### [EXCERPTED DATA]
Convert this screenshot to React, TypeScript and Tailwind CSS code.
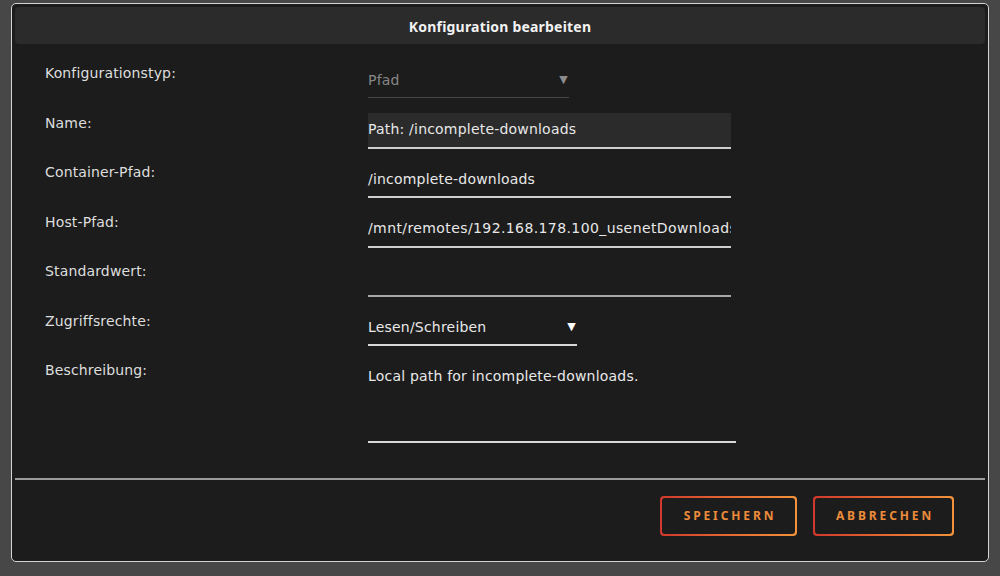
...
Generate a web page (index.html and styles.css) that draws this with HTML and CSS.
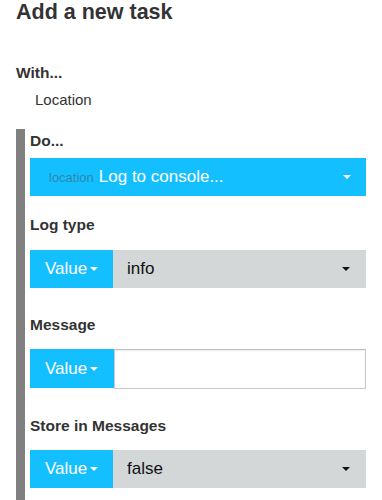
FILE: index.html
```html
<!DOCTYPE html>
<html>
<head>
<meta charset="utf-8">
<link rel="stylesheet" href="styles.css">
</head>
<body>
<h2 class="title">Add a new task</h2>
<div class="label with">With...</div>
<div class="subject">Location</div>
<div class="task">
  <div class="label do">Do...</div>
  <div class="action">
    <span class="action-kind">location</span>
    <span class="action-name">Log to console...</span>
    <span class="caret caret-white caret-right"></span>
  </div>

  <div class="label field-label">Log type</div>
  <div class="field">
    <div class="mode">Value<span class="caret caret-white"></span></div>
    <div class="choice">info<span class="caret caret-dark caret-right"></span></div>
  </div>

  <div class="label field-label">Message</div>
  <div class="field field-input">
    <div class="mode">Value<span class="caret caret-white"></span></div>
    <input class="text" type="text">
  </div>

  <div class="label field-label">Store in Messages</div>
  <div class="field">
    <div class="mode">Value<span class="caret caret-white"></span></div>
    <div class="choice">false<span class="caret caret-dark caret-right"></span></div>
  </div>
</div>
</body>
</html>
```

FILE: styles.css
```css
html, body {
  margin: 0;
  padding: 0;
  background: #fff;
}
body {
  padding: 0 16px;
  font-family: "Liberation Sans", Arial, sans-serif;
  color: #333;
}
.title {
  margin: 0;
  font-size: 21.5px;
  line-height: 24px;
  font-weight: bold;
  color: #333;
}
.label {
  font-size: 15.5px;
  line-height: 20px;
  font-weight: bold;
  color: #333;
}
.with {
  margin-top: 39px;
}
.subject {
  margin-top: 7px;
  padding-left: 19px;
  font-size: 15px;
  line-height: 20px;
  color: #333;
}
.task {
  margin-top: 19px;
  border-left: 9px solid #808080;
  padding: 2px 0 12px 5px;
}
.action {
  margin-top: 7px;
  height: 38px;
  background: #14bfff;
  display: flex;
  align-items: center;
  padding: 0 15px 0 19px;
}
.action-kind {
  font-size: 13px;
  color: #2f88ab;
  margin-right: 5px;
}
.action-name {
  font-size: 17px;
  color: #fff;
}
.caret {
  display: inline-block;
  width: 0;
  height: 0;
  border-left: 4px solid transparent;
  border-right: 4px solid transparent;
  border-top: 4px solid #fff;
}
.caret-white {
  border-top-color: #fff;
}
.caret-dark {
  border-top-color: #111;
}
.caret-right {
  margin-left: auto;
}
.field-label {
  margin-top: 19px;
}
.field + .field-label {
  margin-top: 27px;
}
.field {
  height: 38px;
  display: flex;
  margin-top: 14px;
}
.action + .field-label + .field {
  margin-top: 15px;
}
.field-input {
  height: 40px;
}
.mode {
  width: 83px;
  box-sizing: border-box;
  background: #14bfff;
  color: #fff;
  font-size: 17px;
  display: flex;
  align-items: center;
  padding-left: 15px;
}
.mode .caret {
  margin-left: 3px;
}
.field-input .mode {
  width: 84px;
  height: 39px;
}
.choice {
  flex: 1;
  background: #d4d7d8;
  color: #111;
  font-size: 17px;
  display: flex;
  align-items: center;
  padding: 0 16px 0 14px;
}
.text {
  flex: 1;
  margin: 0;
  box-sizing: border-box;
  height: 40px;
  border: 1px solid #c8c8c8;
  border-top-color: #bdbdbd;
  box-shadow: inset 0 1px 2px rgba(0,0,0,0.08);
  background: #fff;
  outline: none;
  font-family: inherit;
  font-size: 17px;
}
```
* * *
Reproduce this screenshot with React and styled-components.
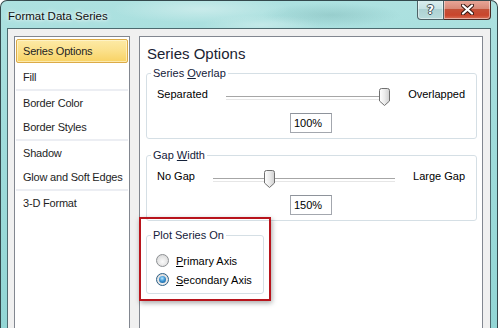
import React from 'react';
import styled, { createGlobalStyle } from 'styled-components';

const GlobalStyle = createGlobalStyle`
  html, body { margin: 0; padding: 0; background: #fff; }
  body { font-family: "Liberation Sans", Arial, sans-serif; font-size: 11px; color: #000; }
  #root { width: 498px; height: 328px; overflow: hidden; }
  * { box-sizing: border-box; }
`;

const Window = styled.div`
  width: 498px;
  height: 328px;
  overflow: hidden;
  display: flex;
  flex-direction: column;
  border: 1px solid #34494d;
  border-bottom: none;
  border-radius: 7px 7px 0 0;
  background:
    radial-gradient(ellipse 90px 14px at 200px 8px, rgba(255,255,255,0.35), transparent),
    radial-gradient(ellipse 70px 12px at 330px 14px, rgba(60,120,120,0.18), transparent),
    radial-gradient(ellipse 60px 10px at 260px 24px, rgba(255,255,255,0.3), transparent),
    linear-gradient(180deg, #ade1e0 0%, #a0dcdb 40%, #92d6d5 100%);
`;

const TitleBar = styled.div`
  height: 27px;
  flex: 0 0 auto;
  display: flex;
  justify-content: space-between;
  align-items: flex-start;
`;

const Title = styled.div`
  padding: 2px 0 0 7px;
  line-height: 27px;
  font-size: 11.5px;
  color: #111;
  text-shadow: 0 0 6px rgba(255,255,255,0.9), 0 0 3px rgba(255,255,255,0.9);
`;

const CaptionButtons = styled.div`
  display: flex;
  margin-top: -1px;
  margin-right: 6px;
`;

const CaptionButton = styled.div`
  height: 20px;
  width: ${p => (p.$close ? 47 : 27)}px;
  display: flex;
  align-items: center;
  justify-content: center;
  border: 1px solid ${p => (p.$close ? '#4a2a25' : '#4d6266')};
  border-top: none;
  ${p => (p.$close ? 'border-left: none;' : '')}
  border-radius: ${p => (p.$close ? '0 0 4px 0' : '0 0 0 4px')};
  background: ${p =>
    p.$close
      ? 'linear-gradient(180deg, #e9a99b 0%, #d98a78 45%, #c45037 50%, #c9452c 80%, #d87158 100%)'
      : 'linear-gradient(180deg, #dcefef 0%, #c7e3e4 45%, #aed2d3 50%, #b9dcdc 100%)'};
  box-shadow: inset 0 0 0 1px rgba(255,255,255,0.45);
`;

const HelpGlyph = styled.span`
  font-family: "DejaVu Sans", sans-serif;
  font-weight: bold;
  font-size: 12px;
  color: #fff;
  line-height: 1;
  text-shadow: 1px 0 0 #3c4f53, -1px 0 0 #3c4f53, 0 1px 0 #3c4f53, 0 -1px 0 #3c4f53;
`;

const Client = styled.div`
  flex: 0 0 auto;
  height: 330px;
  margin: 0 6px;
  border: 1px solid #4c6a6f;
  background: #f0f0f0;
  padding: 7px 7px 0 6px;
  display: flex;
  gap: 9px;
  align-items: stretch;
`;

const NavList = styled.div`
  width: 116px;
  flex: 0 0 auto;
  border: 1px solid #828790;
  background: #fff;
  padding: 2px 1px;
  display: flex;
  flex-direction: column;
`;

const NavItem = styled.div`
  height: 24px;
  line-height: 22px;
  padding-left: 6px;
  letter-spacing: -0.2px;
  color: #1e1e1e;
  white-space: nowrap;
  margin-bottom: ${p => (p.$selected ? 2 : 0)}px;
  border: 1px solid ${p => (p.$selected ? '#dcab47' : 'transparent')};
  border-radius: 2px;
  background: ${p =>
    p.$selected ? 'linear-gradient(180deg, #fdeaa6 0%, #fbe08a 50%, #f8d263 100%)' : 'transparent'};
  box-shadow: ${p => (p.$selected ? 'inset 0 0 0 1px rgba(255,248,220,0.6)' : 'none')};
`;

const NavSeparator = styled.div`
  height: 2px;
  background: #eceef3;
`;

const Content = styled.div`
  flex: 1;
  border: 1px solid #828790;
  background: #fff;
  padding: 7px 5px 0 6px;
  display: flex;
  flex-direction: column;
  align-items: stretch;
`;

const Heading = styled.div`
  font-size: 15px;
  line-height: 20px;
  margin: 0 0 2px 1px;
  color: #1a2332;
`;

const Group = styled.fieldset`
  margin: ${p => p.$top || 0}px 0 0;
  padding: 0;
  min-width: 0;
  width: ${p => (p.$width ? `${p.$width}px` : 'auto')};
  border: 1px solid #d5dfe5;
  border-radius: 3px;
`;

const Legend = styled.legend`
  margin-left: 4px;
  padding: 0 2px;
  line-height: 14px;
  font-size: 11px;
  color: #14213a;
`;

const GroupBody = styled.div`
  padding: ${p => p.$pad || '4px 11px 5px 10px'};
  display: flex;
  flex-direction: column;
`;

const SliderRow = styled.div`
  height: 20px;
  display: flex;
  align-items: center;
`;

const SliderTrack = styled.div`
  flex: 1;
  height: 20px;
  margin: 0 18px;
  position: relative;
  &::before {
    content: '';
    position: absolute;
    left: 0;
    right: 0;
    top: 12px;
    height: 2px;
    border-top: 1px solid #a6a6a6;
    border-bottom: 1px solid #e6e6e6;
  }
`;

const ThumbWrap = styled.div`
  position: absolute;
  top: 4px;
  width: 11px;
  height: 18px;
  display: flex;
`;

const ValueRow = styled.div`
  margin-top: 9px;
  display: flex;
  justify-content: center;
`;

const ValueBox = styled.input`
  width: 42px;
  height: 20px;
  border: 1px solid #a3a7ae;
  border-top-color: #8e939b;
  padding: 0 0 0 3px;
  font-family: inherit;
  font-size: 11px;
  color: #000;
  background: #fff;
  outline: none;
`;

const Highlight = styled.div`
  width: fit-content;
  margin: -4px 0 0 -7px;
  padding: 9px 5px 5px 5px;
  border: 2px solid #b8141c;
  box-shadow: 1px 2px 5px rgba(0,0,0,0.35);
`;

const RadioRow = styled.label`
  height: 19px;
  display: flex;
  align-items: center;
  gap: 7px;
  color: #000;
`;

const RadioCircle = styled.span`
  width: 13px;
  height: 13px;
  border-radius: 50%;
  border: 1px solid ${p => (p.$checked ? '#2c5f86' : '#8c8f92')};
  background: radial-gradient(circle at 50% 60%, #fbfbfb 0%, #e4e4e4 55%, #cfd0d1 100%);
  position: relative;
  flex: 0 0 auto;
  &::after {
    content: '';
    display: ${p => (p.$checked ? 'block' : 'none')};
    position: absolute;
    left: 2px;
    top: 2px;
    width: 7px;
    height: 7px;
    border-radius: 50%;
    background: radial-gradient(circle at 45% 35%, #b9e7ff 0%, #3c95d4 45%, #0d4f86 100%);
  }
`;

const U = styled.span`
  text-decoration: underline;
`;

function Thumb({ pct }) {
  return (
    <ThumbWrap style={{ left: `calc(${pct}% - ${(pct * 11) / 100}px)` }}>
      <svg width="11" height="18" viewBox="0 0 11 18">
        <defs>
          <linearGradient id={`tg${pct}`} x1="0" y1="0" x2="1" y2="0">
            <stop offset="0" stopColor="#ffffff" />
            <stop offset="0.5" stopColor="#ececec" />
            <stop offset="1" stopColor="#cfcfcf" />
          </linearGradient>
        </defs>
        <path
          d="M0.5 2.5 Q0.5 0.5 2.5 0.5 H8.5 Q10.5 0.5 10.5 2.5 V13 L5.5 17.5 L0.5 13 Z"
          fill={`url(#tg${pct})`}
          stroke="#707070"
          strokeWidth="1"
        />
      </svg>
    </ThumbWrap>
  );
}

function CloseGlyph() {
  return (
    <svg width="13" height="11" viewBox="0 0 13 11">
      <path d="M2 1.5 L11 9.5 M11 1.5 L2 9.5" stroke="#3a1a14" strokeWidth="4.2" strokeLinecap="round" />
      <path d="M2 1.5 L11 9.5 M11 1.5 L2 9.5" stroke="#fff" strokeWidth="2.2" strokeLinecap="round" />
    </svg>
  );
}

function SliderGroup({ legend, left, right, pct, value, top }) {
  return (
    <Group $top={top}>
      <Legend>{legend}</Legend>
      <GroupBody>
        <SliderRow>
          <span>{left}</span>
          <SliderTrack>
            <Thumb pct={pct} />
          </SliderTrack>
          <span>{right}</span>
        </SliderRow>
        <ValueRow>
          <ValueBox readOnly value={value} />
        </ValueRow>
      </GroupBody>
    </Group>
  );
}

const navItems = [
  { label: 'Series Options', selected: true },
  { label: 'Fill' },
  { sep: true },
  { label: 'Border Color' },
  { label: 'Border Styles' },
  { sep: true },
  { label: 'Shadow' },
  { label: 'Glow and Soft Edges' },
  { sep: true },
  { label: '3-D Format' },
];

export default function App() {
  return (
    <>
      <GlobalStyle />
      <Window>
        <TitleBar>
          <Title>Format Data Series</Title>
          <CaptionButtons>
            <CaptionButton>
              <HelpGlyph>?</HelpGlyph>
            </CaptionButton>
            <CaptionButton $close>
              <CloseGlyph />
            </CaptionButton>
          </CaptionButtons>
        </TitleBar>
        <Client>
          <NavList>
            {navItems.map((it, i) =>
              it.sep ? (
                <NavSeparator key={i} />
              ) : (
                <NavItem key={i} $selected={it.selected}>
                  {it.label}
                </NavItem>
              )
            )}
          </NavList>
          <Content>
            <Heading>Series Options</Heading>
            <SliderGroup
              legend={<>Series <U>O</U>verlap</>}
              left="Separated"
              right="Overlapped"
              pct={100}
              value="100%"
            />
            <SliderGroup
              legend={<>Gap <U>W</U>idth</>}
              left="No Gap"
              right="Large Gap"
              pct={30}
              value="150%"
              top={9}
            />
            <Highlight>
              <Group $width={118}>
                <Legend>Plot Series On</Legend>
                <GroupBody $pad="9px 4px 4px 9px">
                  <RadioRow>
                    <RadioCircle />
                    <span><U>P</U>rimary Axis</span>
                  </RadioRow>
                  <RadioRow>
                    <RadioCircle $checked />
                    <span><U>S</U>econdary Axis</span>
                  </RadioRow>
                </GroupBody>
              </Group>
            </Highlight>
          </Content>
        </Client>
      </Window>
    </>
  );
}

### [WHAT IS ASKED]
Keep only the lines that hold the string "with", and copy them out.

### [EXPECTED ANSWER]
Generate a web page (index.html and styles.css) that draws this with HTML and CSS.
<div class="label with">With...</div>
.with {
Reproduce this screenshot with React and styled-components.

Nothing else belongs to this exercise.